Review of QUARE - Ontology-based Quality Assessment for Git Repositories

Published on February 24, 2023 6 min read

QUARE is an open-source, ontology-based software to evaluate the quality of git repositories associated with scientific publications. It represents all metrics in an RDF knowledge graph and uses SHACL validation to measure repository quality.

This blog series features open-source, ontology-based software solutions that empower scientific research. The purpose is to help understand the technical landscape, highlight valuable use cases and examine the limitations that may impact adoption.

Related: Review of Project DEBBIE - Biomaterials Ontology and Database

This article features QUARE (the Latin word for “Why”), a tool developed by Prof. Dr. Andreas Henrich's team at the University of Bamberg in Germany. QUARE aims to evaluate the quality of git repositories, particularly those associated with scientific publications. Notably, it represents all metrics in the form of an RDF knowledge graph and uses ontology-based validation to measure repository quality.

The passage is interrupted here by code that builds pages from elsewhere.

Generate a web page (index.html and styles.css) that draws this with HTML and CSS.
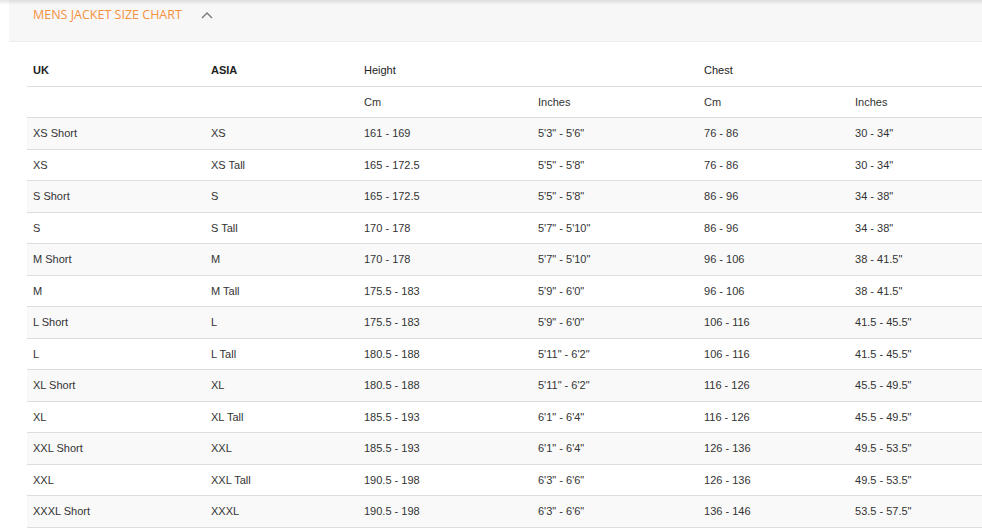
FILE: index.html
```html
<!DOCTYPE html>
<html>
<head>
<meta charset="utf-8">
<link rel="stylesheet" href="styles.css">
</head>
<body>
<div class="topshade"></div>
<div class="panel">
  <div class="panel-head">
    <span class="panel-title">MENS JACKET SIZE CHART</span>
    <svg class="chev" width="12" height="8" viewBox="0 0 12 8"><path d="M1 7 L6 2 L11 7" fill="none" stroke="#777" stroke-width="1.3"/></svg>
  </div>
  <div class="panel-body">
    <table class="chart">
      <colgroup>
        <col style="width:178px"><col style="width:153px"><col style="width:174px"><col style="width:166px"><col style="width:151px"><col>
      </colgroup>
      <thead>
        <tr class="h1"><th class="b">UK</th><th class="b">ASIA</th><th colspan="2">Height</th><th colspan="2">Chest</th></tr>
        <tr class="h2"><td></td><td></td><td>Cm</td><td>Inches</td><td>Cm</td><td>Inches</td></tr>
      </thead>
      <tbody>
        <tr><td>XS Short</td><td>XS</td><td>161 - 169</td><td>5'3" - 5'6"</td><td>76 - 86</td><td>30 - 34"</td></tr>
        <tr><td>XS</td><td>XS Tall</td><td>165 - 172.5</td><td>5'5" - 5'8"</td><td>76 - 86</td><td>30 - 34"</td></tr>
        <tr><td>S Short</td><td>S</td><td>165 - 172.5</td><td>5'5" - 5'8"</td><td>86 - 96</td><td>34 - 38"</td></tr>
        <tr><td>S</td><td>S Tall</td><td>170 - 178</td><td>5'7" - 5'10"</td><td>86 - 96</td><td>34 - 38"</td></tr>
        <tr><td>M Short</td><td>M</td><td>170 - 178</td><td>5'7" - 5'10"</td><td>96 - 106</td><td>38 - 41.5"</td></tr>
        <tr><td>M</td><td>M Tall</td><td>175.5 - 183</td><td>5'9" - 6'0"</td><td>96 - 106</td><td>38 - 41.5"</td></tr>
        <tr><td>L Short</td><td>L</td><td>175.5 - 183</td><td>5'9" - 6'0"</td><td>106 - 116</td><td>41.5 - 45.5"</td></tr>
        <tr><td>L</td><td>L Tall</td><td>180.5 - 188</td><td>5'11" - 6'2"</td><td>106 - 116</td><td>41.5 - 45.5"</td></tr>
        <tr><td>XL Short</td><td>XL</td><td>180.5 - 188</td><td>5'11" - 6'2"</td><td>116 - 126</td><td>45.5 - 49.5"</td></tr>
        <tr><td>XL</td><td>XL Tall</td><td>185.5 - 193</td><td>6'1" - 6'4"</td><td>116 - 126</td><td>45.5 - 49.5"</td></tr>
        <tr><td>XXL Short</td><td>XXL</td><td>185.5 - 193</td><td>6'1" - 6'4"</td><td>126 - 136</td><td>49.5 - 53.5"</td></tr>
        <tr><td>XXL</td><td>XXL Tall</td><td>190.5 - 198</td><td>6'3" - 6'6"</td><td>126 - 136</td><td>49.5 - 53.5"</td></tr>
        <tr><td>XXXL Short</td><td>XXXL</td><td>190.5 - 198</td><td>6'3" - 6'6"</td><td>136 - 146</td><td>53.5 - 57.5"</td></tr>
      </tbody>
    </table>
  </div>
</div>
</body>
</html>
```
FILE: styles.css
```css
html, body {
  margin: 0;
  padding: 0;
  background: #fff;
}
body {
  position: relative;
  font-family: "Liberation Sans", Arial, sans-serif;
  color: #333;
  overflow: hidden;
}
.topshade {
  position: absolute;
  left: 0;
  right: 0;
  top: 0;
  height: 5px;
  background: linear-gradient(to bottom, rgba(0,0,0,0.10), rgba(0,0,0,0));
  pointer-events: none;
  z-index: 2;
}
.panel {
  margin-left: 9px;
}
.panel-head {
  height: 42px;
  background: #f7f7f7;
  border-bottom: 1px solid #ededed;
  box-sizing: border-box;
  display: flex;
  align-items: flex-start;
  padding: 7px 0 0 24px;
}
.panel-title {
  font-family: "Open Sans", sans-serif;
  font-size: 12.5px;
  color: #f5913e;
  line-height: 16px;
}
.chev {
  margin: 4px 0 0 19px;
}
.panel-body {
  padding: 13px 0 0 18px;
}
.chart {
  width: 955px;
  border-collapse: collapse;
  table-layout: fixed;
  font-size: 11px;
}
.chart th, .chart td {
  text-align: left;
  padding: 8px 6px;
  line-height: 14.5px;
  height: 14.5px;
  box-sizing: content-box;
  white-space: nowrap;
}
.chart th {
  font-weight: normal;
  color: #222;
}
.chart th.b {
  font-weight: bold;
}
.chart tr.h2 td {
  border-top: 1px solid #ddd;
  color: #333;
}
.chart tbody td {
  border-top: 1px solid #ddd;
}
.chart tbody tr:last-child td {
  border-bottom: 1px solid #ddd;
}
.chart tbody tr:nth-child(odd) {
  background: #f9f9f9;
}
```
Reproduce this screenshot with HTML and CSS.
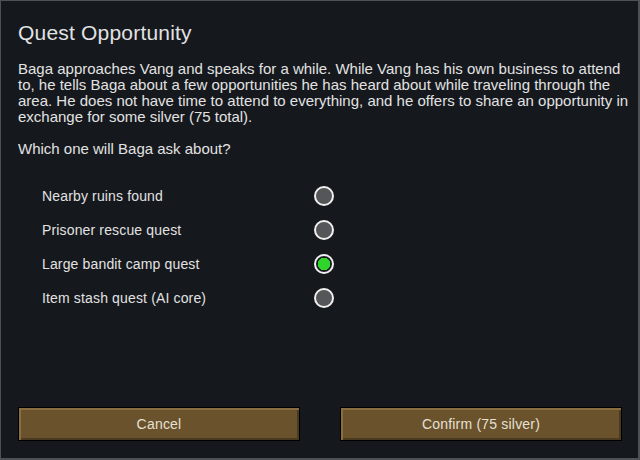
FILE: index.html
```html
<!DOCTYPE html>
<html lang="en">
  <head>
    <meta charset="UTF-8" />
    <title>Quest Opportunity</title>
    <link rel="stylesheet" href="styles.css">
  </head>
  <body>
    <div class="dialog">
      <h1 class="title">Quest Opportunity</h1>
      <p class="text">Baga approaches Vang and speaks for a while. While Vang has his own business to attend<br>
        to, he tells Baga about a few opportunities he has heard about while traveling through the<br>
        area. He does not have time to attend to everything, and he offers to share an opportunity in<br>
        exchange for some silver (75 total).</p>
      <p class="text">Which one will Baga ask about?</p>

      <div class="options">
        <div class="option"><span class="label">Nearby ruins found</span><span class="radio"></span></div>
        <div class="option"><span class="label">Prisoner rescue quest</span><span class="radio"></span></div>
        <div class="option"><span class="label">Large bandit camp quest</span><span class="radio checked"></span></div>
        <div class="option"><span class="label">Item stash quest (AI core)</span><span class="radio"></span></div>
      </div>

      <div class="buttons">
        <button class="btn">Cancel</button>
        <button class="btn">Confirm (75 silver)</button>
      </div>
    </div>
  </body>
</html>
```

FILE: styles.css
```css
html, body {
  margin: 0;
  background: #15181d;
}

.dialog {
  width: 640px;
  height: 460px;
  box-sizing: border-box;
  border-style: solid;
  border-color: #4d5055;
  border-width: 1px 2px 2px 1px;
  padding: 20px 16px 17px 17px;
  display: flex;
  flex-direction: column;
  background: #15181d;
  color: #e2e2e2;
  font-family: "Liberation Sans", Arial, sans-serif;
}

.title {
  margin: 0;
  font-size: 21px;
  line-height: 24px;
  font-weight: normal;
  letter-spacing: 0.2px;
}

.text {
  margin: 16px 0 0 0;
  font-size: 15px;
  line-height: 16px;
  white-space: nowrap;
}

.options {
  margin-top: 22px;
  padding-left: 24px;
}

.option {
  display: flex;
  align-items: center;
  height: 34px;
  font-size: 14px;
  letter-spacing: 0.15px;
}

.label {
  width: 272px;
}

.radio {
  width: 20px;
  height: 20px;
  box-sizing: border-box;
  border: 2px solid #f0f0f0;
  border-radius: 50%;
  background: #555657;
}

.radio.checked {
  background: radial-gradient(circle, #2fd52a 0 6px, #1c1f22 6.5px);
}

.buttons {
  margin-top: auto;
  display: flex;
  justify-content: space-between;
}

.btn {
  width: 282px;
  height: 34px;
  margin: 0;
  padding: 0;
  border: 1px solid #000;
  background: #6a522d;
  box-shadow: inset 2px 2px 0 #8a6d40, inset -2px -2px 0 #4a3a20;
  color: #e6e0d2;
  font-family: "Liberation Sans", Arial, sans-serif;
  font-size: 14px;
  letter-spacing: 0.2px;
}
```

For each assessment, relavant repository information, such as project descriptions, topics and license type, is fetched using the GitHub API and converted into a knowledge graph. The validation process, based on either SHACL or OWL, is then triggered and any validation errors are translated into human-readable explanations.

QUARE Validation Process

QUARE is capable of both OWL and SHACL based assessments, but the authors preferred the SHACL approach for a few reasons:

  • Separation of concerns. The data shape is separated from the ontology model.
  • More comprehensive validation results. OWL-based validation terminates after the first contradiction, while SHACL emits all validation errors.
  • Faster processing time, though this may depend on the specific OWL reasonser and SHACL validator used.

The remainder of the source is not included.